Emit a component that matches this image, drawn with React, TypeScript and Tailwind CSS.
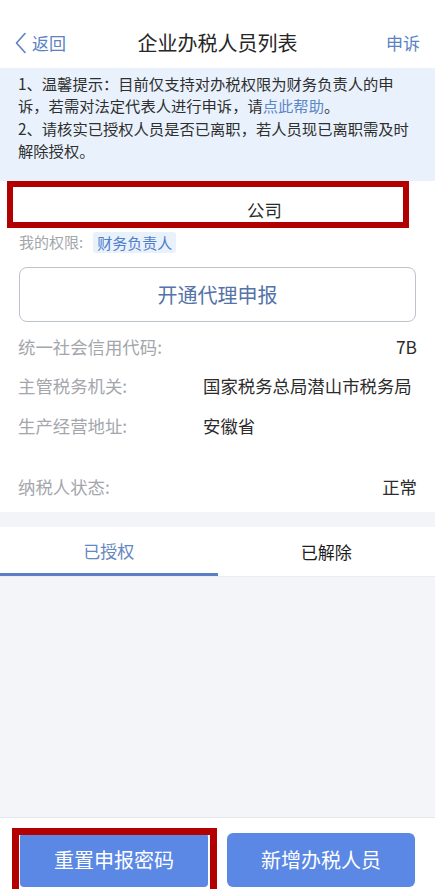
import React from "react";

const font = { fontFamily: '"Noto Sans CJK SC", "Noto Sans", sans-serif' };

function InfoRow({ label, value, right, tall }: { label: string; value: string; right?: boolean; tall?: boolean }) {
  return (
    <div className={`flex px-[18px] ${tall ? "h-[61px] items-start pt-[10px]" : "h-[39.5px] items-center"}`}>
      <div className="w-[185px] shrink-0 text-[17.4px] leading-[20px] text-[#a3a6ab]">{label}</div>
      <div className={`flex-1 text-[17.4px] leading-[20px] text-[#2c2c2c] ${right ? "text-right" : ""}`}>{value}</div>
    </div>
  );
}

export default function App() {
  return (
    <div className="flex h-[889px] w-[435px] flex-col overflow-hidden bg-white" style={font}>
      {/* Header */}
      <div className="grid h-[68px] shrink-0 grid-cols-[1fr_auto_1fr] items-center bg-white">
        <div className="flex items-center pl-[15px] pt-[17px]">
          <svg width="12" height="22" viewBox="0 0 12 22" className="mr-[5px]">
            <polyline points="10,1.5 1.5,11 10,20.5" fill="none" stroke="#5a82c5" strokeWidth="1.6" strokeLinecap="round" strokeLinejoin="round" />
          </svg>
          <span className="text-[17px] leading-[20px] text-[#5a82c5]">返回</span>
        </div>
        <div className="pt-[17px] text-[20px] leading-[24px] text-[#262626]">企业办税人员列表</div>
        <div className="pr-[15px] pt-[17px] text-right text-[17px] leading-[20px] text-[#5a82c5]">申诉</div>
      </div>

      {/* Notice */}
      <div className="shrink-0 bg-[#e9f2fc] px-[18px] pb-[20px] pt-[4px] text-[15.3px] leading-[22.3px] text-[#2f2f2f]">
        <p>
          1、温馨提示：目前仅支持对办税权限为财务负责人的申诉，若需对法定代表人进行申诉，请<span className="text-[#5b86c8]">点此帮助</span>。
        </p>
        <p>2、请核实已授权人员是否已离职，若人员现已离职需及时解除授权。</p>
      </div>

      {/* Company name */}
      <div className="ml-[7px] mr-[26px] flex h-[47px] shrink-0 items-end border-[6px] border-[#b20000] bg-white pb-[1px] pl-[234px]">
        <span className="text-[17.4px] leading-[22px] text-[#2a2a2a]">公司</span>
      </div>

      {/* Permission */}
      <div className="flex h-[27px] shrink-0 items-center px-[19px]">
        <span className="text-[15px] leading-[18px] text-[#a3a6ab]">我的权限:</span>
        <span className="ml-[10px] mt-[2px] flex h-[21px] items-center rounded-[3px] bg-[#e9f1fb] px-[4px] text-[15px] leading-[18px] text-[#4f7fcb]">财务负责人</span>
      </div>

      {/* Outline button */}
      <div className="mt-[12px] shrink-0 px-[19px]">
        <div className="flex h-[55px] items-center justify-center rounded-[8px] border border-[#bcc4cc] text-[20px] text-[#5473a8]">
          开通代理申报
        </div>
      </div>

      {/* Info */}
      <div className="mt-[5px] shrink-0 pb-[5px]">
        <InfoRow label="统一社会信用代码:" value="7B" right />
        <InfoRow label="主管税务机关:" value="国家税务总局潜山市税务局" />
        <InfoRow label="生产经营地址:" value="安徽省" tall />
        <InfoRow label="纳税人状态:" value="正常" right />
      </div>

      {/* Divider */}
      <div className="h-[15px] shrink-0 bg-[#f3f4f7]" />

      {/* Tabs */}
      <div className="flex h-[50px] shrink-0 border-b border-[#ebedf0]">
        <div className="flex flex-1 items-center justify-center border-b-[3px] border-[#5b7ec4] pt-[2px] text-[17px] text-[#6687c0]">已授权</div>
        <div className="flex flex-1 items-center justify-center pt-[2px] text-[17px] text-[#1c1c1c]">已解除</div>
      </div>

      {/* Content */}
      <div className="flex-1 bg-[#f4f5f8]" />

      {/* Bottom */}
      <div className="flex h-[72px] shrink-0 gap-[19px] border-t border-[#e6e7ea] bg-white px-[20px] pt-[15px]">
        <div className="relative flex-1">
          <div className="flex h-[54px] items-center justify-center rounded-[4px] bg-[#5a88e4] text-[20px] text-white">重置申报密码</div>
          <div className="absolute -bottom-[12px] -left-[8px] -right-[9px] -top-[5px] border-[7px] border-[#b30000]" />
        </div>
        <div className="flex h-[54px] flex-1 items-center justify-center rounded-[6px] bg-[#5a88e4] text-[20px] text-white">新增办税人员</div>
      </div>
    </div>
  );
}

○ ○ ○

• **PROMPT**
Omit the pictures and output all of the other material exactly.

• **FINISHED EXERCISE**
Emit a component that matches this image, drawn with React, TypeScript and Tailwind CSS.
import React from "react";

const font = { fontFamily: '"Noto Sans CJK SC", "Noto Sans", sans-serif' };

function InfoRow({ label, value, right, tall }: { label: string; value: string; right?: boolean; tall?: boolean }) {
  return (
    <div className={`flex px-[18px] ${tall ? "h-[61px] items-start pt-[10px]" : "h-[39.5px] items-center"}`}>
      <div className="w-[185px] shrink-0 text-[17.4px] leading-[20px] text-[#a3a6ab]">{label}</div>
      <div className={`flex-1 text-[17.4px] leading-[20px] text-[#2c2c2c] ${right ? "text-right" : ""}`}>{value}</div>
    </div>
  );
}

export default function App() {
  return (
    <div className="flex h-[889px] w-[435px] flex-col overflow-hidden bg-white" style={font}>
      {/* Header */}
      <div className="grid h-[68px] shrink-0 grid-cols-[1fr_auto_1fr] items-center bg-white">
        <div className="flex items-center pl-[15px] pt-[17px]">
          <svg width="12" height="22" viewBox="0 0 12 22" className="mr-[5px]">
            <polyline points="10,1.5 1.5,11 10,20.5" fill="none" stroke="#5a82c5" strokeWidth="1.6" strokeLinecap="round" strokeLinejoin="round" />
          </svg>
          <span className="text-[17px] leading-[20px] text-[#5a82c5]">返回</span>
        </div>
        <div className="pt-[17px] text-[20px] leading-[24px] text-[#262626]">企业办税人员列表</div>
        <div className="pr-[15px] pt-[17px] text-right text-[17px] leading-[20px] text-[#5a82c5]">申诉</div>
      </div>

      {/* Notice */}
      <div className="shrink-0 bg-[#e9f2fc] px-[18px] pb-[20px] pt-[4px] text-[15.3px] leading-[22.3px] text-[#2f2f2f]">
        <p>
          1、温馨提示：目前仅支持对办税权限为财务负责人的申诉，若需对法定代表人进行申诉，请<span className="text-[#5b86c8]">点此帮助</span>。
        </p>
        <p>2、请核实已授权人员是否已离职，若人员现已离职需及时解除授权。</p>
      </div>

      {/* Company name */}
      <div className="ml-[7px] mr-[26px] flex h-[47px] shrink-0 items-end border-[6px] border-[#b20000] bg-white pb-[1px] pl-[234px]">
        <span className="text-[17.4px] leading-[22px] text-[#2a2a2a]">公司</span>
      </div>

      {/* Permission */}
      <div className="flex h-[27px] shrink-0 items-center px-[19px]">
        <span className="text-[15px] leading-[18px] text-[#a3a6ab]">我的权限:</span>
        <span className="ml-[10px] mt-[2px] flex h-[21px] items-center rounded-[3px] bg-[#e9f1fb] px-[4px] text-[15px] leading-[18px] text-[#4f7fcb]">财务负责人</span>
      </div>

      {/* Outline button */}
      <div className="mt-[12px] shrink-0 px-[19px]">
        <div className="flex h-[55px] items-center justify-center rounded-[8px] border border-[#bcc4cc] text-[20px] text-[#5473a8]">
          开通代理申报
        </div>
      </div>

      {/* Info */}
      <div className="mt-[5px] shrink-0 pb-[5px]">
        <InfoRow label="统一社会信用代码:" value="7B" right />
        <InfoRow label="主管税务机关:" value="国家税务总局潜山市税务局" />
        <InfoRow label="生产经营地址:" value="安徽省" tall />
        <InfoRow label="纳税人状态:" value="正常" right />
      </div>

      {/* Divider */}
      <div className="h-[15px] shrink-0 bg-[#f3f4f7]" />

      {/* Tabs */}
      <div className="flex h-[50px] shrink-0 border-b border-[#ebedf0]">
        <div className="flex flex-1 items-center justify-center border-b-[3px] border-[#5b7ec4] pt-[2px] text-[17px] text-[#6687c0]">已授权</div>
        <div className="flex flex-1 items-center justify-center pt-[2px] text-[17px] text-[#1c1c1c]">已解除</div>
      </div>

      {/* Content */}
      <div className="flex-1 bg-[#f4f5f8]" />

      {/* Bottom */}
      <div className="flex h-[72px] shrink-0 gap-[19px] border-t border-[#e6e7ea] bg-white px-[20px] pt-[15px]">
        <div className="relative flex-1">
          <div className="flex h-[54px] items-center justify-center rounded-[4px] bg-[#5a88e4] text-[20px] text-white">重置申报密码</div>
          <div className="absolute -bottom-[12px] -left-[8px] -right-[9px] -top-[5px] border-[7px] border-[#b30000]" />
        </div>
        <div className="flex h-[54px] flex-1 items-center justify-center rounded-[6px] bg-[#5a88e4] text-[20px] text-white">新增办税人员</div>
      </div>
    </div>
  );
}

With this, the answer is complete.